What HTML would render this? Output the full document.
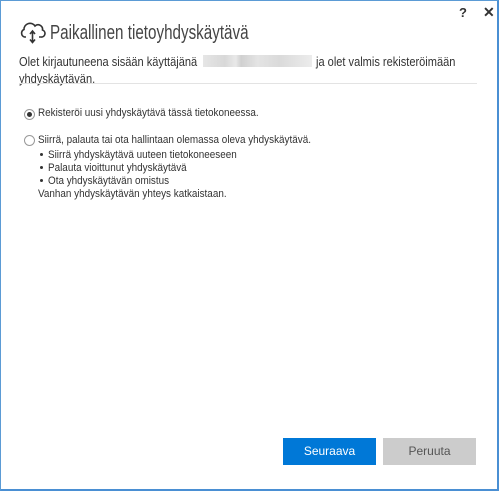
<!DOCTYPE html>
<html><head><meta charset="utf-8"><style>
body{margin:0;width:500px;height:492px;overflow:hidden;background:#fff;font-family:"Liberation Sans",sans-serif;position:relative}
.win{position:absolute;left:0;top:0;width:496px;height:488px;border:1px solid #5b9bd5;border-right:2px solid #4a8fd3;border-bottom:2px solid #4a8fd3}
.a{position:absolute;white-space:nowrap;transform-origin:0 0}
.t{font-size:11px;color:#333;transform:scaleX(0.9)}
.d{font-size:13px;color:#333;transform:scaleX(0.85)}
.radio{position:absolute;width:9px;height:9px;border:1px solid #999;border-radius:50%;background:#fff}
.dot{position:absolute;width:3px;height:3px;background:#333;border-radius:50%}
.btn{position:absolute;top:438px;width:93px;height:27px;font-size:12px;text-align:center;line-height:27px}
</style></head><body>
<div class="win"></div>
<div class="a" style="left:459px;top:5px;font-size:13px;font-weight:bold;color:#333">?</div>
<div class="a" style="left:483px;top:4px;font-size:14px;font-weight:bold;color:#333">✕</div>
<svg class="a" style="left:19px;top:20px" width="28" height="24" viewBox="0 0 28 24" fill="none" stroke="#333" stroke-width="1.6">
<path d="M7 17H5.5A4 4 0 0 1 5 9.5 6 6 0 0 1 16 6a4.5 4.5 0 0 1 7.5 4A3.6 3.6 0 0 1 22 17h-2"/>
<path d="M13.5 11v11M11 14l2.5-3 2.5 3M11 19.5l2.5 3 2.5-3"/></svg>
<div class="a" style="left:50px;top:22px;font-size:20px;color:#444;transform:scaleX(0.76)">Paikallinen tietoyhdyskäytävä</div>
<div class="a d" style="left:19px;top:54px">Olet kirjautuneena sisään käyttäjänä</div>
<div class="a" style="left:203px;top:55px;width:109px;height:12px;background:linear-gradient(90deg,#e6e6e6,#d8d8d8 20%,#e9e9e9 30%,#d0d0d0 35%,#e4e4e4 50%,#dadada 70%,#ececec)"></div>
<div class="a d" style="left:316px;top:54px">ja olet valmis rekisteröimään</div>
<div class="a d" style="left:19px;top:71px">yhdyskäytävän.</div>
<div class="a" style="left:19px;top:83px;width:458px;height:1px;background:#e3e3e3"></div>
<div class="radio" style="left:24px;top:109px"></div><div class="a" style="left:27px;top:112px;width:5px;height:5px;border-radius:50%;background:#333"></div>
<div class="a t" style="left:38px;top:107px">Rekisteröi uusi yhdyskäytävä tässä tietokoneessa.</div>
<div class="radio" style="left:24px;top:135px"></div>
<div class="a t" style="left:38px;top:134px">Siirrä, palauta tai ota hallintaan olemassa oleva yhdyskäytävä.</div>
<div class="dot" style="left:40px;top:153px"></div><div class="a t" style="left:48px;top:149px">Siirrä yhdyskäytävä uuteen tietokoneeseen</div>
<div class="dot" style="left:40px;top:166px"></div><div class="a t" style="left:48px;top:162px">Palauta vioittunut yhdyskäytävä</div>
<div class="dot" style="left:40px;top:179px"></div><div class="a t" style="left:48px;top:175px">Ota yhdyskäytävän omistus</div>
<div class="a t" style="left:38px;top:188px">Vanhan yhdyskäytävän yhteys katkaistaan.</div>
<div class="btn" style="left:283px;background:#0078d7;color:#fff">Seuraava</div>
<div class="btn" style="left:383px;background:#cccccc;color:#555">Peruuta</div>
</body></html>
▬▬▬
» Aim of the task
Return each line from the material above exactly, but not the pictures.

» Exercise response
What HTML would render this? Output the full document.
<!DOCTYPE html>
<html><head><meta charset="utf-8"><style>
body{margin:0;width:500px;height:492px;overflow:hidden;background:#fff;font-family:"Liberation Sans",sans-serif;position:relative}
.win{position:absolute;left:0;top:0;width:496px;height:488px;border:1px solid #5b9bd5;border-right:2px solid #4a8fd3;border-bottom:2px solid #4a8fd3}
.a{position:absolute;white-space:nowrap;transform-origin:0 0}
.t{font-size:11px;color:#333;transform:scaleX(0.9)}
.d{font-size:13px;color:#333;transform:scaleX(0.85)}
.radio{position:absolute;width:9px;height:9px;border:1px solid #999;border-radius:50%;background:#fff}
.dot{position:absolute;width:3px;height:3px;background:#333;border-radius:50%}
.btn{position:absolute;top:438px;width:93px;height:27px;font-size:12px;text-align:center;line-height:27px}
</style></head><body>
<div class="win"></div>
<div class="a" style="left:459px;top:5px;font-size:13px;font-weight:bold;color:#333">?</div>
<div class="a" style="left:483px;top:4px;font-size:14px;font-weight:bold;color:#333">✕</div>
<svg class="a" style="left:19px;top:20px" width="28" height="24" viewBox="0 0 28 24" fill="none" stroke="#333" stroke-width="1.6">
<path d="M7 17H5.5A4 4 0 0 1 5 9.5 6 6 0 0 1 16 6a4.5 4.5 0 0 1 7.5 4A3.6 3.6 0 0 1 22 17h-2"/>
<path d="M13.5 11v11M11 14l2.5-3 2.5 3M11 19.5l2.5 3 2.5-3"/></svg>
<div class="a" style="left:50px;top:22px;font-size:20px;color:#444;transform:scaleX(0.76)">Paikallinen tietoyhdyskäytävä</div>
<div class="a d" style="left:19px;top:54px">Olet kirjautuneena sisään käyttäjänä</div>
<div class="a" style="left:203px;top:55px;width:109px;height:12px;background:linear-gradient(90deg,#e6e6e6,#d8d8d8 20%,#e9e9e9 30%,#d0d0d0 35%,#e4e4e4 50%,#dadada 70%,#ececec)"></div>
<div class="a d" style="left:316px;top:54px">ja olet valmis rekisteröimään</div>
<div class="a d" style="left:19px;top:71px">yhdyskäytävän.</div>
<div class="a" style="left:19px;top:83px;width:458px;height:1px;background:#e3e3e3"></div>
<div class="radio" style="left:24px;top:109px"></div><div class="a" style="left:27px;top:112px;width:5px;height:5px;border-radius:50%;background:#333"></div>
<div class="a t" style="left:38px;top:107px">Rekisteröi uusi yhdyskäytävä tässä tietokoneessa.</div>
<div class="radio" style="left:24px;top:135px"></div>
<div class="a t" style="left:38px;top:134px">Siirrä, palauta tai ota hallintaan olemassa oleva yhdyskäytävä.</div>
<div class="dot" style="left:40px;top:153px"></div><div class="a t" style="left:48px;top:149px">Siirrä yhdyskäytävä uuteen tietokoneeseen</div>
<div class="dot" style="left:40px;top:166px"></div><div class="a t" style="left:48px;top:162px">Palauta vioittunut yhdyskäytävä</div>
<div class="dot" style="left:40px;top:179px"></div><div class="a t" style="left:48px;top:175px">Ota yhdyskäytävän omistus</div>
<div class="a t" style="left:38px;top:188px">Vanhan yhdyskäytävän yhteys katkaistaan.</div>
<div class="btn" style="left:283px;background:#0078d7;color:#fff">Seuraava</div>
<div class="btn" style="left:383px;background:#cccccc;color:#555">Peruuta</div>
</body></html>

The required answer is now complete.